Through her installations, performances, and sculptures, Los Angeles-based artist Liz Glynn conducts historical research that links our current world to our past. Everything is contemporary at one point in time, and Glynn reimagines how individuals might help shape future outcomes through engagement and imagination.
Untitled (Burgher with extended arm), 2014, comes from a series of performances focused on monumental sculptures in the collection of the Los Angeles County Museum of Art. Glynn and her crew cast molds from 19th-century French artist August Rodin’s work The Burghers of Calais, 1884-89, using Rodin’s own studio practice of fragmentation and recombination to create unsettling versions of an already disquieting tableau. (Rodin depicts the moment when the Calais leaders surrender to the conquering British forces who besieged Calais from 1346-47.) While Rodin’s work is monumental, its heroism of self-sacrifice veers sharply from traditional public sculptures that celebrate history’s winners.
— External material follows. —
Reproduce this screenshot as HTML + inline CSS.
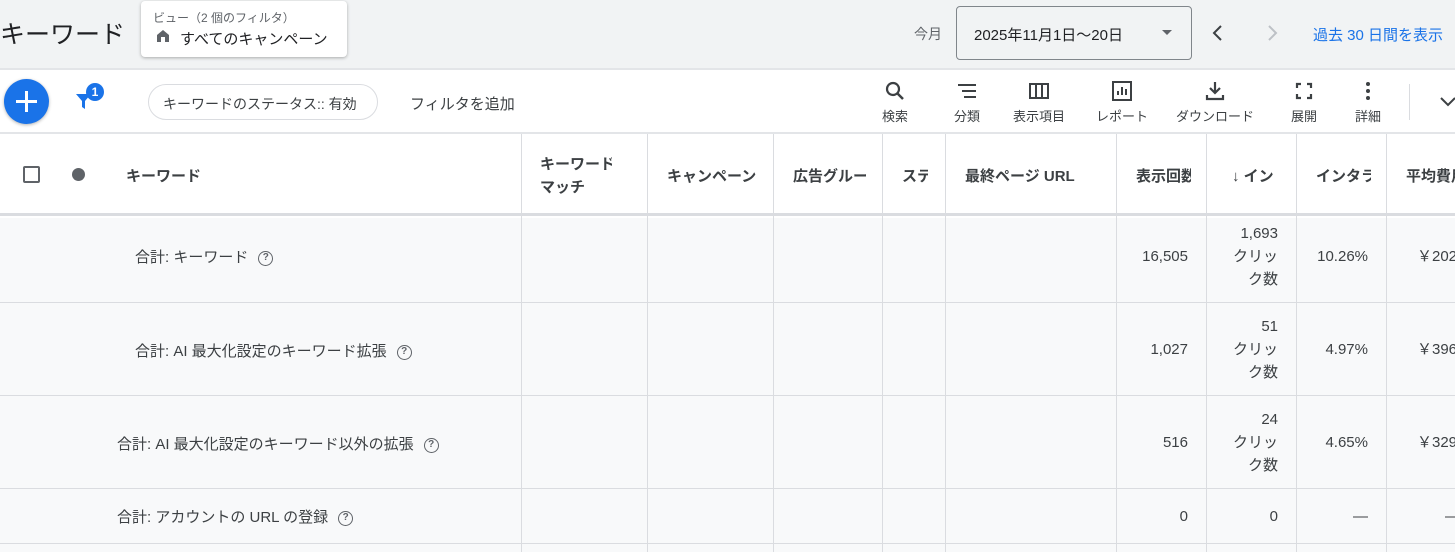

Glynn reinforces the social fragmentation of Rodin’s time—the upheavals of industrialization, the jarring new forms of art pioneered by Rodin and his contemporaries—through this attenuated body. This disjointed figure speaks to the social and technological upheavals of our time, each personal pulled in different directions by our constantly changing social and economic climate.
Los Angeles-based Glynn, born 1981 in Boston, studied visual and environmental history at Harvard and received her MFA at California Institute of Arts.